Hours after authorities announced charges against six men for allegedly attempting to leave the country to join Islamic State of Iraq and the Levant (ISIL), a Minnesota House panel voted to boost state funding tenfold to combat Somali terrorist recruitment in Minnesota.

During a Monday evening House Ways and Means Committee hearing, Rep. Phyllis Kahn, DFL-Minneapolis, proposed a $250,000 increase to the Department of Public Safety as part of the Omnibus Public Safety Policy and Finance bill. The money will be used to combat the recruitment of Minnesotans to join ISIL and al-Shabaab.

"In light of the recent news that six young men were arrested for planning to join ISIS, this investment couldn't be timelier," Kahn said in a statement. "This funding will go a long way in bolstering the collaboration between community groups and government agencies in developing strategies to combat terrorism. Under this bill we'll be able to better understanding the appeal and recruitment tools used to lure young men into terrorism and develop an effective response so more misguided youth aren't tricked into becoming terrorists."
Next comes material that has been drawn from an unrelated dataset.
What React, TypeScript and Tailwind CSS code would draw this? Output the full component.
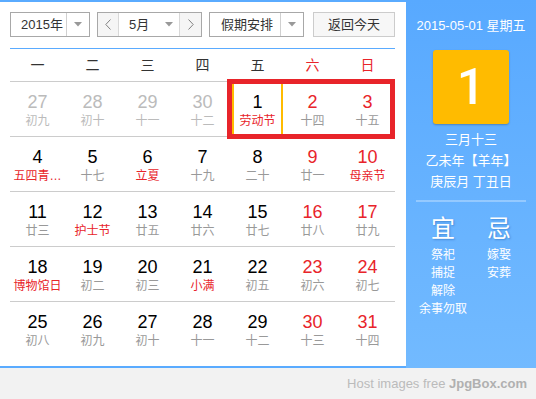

The charges are the latest since ISIL and other terrorism groups have made clear their intent to lure young men from Minnesota—home of the largest Somali population in the country—to fight for their cause.

The issue has caught the attention of federal authorities, who have convened grand juries to investigate. While many have disappeared, others have been sentenced to prison for aiding recruitment efforts.